= Exercise aim =
Pick out every line holding the string "page" and copy it.

+ + + +

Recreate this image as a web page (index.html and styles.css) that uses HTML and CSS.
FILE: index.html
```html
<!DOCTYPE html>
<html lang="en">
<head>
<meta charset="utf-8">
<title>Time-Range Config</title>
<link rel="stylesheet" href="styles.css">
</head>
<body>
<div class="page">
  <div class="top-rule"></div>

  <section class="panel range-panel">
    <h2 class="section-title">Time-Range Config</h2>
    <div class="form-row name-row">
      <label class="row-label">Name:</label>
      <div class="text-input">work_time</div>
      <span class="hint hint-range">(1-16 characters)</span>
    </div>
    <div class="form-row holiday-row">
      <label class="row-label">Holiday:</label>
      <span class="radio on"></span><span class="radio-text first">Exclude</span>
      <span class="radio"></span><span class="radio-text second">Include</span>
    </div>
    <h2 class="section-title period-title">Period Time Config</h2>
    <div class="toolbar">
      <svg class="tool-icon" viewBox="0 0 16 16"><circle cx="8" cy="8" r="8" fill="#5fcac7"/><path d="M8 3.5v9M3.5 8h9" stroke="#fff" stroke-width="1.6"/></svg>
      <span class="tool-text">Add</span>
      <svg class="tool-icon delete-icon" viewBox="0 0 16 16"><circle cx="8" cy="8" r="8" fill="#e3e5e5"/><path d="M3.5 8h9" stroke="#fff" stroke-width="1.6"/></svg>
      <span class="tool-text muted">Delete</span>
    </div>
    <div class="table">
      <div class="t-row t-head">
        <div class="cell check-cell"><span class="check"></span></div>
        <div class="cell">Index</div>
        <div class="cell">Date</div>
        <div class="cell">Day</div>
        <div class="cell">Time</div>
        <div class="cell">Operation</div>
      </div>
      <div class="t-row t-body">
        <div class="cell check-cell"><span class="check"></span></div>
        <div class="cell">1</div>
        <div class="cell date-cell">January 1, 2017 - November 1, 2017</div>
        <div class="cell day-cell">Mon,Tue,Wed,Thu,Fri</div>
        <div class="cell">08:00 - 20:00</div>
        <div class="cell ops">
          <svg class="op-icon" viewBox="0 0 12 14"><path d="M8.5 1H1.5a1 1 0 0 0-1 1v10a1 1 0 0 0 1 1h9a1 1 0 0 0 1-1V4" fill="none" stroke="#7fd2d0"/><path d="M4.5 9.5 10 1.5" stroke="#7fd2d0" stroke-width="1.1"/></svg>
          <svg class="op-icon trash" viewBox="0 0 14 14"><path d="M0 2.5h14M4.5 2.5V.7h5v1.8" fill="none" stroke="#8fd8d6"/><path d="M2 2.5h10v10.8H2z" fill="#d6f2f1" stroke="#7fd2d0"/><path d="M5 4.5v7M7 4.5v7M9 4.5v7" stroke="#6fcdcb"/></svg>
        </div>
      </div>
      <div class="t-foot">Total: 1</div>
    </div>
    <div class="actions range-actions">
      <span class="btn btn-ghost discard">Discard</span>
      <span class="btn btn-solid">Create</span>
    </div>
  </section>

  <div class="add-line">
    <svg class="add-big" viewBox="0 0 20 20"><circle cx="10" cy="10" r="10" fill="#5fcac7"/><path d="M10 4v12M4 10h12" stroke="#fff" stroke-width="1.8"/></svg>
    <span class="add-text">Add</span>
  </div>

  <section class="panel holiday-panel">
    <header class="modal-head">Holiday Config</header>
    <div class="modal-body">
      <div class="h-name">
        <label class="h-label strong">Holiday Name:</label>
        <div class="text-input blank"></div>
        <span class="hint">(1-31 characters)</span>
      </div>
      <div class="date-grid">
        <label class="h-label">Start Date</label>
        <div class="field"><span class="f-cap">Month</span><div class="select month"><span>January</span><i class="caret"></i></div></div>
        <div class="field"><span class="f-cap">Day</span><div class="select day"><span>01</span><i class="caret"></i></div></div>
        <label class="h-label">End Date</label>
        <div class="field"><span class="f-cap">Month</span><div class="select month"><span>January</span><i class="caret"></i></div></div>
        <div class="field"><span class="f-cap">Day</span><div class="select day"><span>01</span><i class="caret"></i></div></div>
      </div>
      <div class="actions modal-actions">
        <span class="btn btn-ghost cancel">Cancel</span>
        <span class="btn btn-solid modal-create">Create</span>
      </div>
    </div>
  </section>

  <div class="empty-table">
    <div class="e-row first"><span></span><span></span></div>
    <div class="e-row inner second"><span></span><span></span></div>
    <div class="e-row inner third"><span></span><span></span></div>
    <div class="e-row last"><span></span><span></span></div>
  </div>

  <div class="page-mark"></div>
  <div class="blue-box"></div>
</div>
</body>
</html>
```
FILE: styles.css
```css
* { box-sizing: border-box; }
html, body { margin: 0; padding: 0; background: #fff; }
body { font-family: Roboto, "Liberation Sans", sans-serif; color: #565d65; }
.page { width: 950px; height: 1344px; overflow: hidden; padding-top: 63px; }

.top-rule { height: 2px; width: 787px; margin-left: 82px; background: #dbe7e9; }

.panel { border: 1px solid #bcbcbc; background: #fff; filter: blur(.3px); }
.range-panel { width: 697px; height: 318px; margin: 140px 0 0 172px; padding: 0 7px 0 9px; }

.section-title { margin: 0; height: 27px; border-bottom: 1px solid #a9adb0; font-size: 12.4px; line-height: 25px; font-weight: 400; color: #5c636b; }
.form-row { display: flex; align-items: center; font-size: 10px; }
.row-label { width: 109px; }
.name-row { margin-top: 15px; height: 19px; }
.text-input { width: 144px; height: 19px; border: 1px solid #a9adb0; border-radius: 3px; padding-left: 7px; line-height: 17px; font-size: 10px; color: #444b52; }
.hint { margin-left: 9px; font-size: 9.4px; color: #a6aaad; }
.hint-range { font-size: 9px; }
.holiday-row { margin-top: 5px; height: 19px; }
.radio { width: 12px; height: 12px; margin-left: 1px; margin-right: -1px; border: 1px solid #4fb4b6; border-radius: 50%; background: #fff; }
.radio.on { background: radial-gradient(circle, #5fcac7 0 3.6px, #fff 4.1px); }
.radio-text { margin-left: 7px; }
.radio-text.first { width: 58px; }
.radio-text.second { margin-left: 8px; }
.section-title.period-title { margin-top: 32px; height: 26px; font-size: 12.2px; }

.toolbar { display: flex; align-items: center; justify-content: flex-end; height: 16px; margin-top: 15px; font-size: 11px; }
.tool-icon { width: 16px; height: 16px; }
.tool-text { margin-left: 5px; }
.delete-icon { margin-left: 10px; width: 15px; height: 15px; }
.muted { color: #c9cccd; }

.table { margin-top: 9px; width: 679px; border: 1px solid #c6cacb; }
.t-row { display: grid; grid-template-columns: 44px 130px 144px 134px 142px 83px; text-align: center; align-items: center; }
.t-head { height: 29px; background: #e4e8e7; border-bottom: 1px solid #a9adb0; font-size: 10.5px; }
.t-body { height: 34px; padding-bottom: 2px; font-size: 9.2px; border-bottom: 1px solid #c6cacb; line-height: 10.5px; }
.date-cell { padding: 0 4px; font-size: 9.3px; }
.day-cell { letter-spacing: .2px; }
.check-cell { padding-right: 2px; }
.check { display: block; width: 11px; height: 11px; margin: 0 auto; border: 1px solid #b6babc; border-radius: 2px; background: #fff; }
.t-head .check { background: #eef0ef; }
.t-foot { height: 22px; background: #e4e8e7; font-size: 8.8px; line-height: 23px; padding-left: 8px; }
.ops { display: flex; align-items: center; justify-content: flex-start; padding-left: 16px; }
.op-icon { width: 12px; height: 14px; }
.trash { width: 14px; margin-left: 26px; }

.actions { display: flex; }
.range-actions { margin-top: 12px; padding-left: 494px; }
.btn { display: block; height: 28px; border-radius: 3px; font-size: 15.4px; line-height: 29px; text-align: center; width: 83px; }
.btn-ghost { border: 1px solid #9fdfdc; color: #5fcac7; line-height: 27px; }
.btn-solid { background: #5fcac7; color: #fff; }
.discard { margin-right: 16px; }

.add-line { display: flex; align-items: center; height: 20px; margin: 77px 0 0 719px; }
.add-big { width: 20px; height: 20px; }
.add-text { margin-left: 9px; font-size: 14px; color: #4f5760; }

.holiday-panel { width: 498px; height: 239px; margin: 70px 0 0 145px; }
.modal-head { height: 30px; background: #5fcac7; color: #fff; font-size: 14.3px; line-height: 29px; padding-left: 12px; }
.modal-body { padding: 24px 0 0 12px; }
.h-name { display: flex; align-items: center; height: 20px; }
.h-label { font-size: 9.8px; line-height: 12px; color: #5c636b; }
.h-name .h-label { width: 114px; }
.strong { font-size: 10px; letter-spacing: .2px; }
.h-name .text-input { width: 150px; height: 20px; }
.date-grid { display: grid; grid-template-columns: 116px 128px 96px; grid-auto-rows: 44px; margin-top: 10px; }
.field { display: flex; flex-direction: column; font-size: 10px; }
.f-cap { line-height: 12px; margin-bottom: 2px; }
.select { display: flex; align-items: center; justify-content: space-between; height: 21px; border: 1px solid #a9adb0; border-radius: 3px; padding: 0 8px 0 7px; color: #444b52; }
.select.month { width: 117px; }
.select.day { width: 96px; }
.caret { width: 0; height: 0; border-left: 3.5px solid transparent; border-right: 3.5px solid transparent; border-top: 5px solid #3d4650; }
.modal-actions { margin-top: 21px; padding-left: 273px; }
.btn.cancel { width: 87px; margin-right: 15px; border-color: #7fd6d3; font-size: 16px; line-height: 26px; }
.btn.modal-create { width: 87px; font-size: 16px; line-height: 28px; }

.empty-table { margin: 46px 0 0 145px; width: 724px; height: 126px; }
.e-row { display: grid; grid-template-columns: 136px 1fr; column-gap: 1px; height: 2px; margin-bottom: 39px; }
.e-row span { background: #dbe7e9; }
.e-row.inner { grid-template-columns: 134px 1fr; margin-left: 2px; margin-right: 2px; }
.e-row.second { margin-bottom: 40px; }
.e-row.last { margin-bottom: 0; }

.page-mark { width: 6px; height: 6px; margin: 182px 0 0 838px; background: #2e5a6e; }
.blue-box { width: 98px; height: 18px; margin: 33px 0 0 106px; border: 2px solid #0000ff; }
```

+ + + +

= Completed exercise =
Recreate this image as a web page (index.html and styles.css) that uses HTML and CSS.
<div class="page">
  <div class="page-mark"></div>
.page { width: 950px; height: 1344px; overflow: hidden; padding-top: 63px; }
.page-mark { width: 6px; height: 6px; margin: 182px 0 0 838px; background: #2e5a6e; }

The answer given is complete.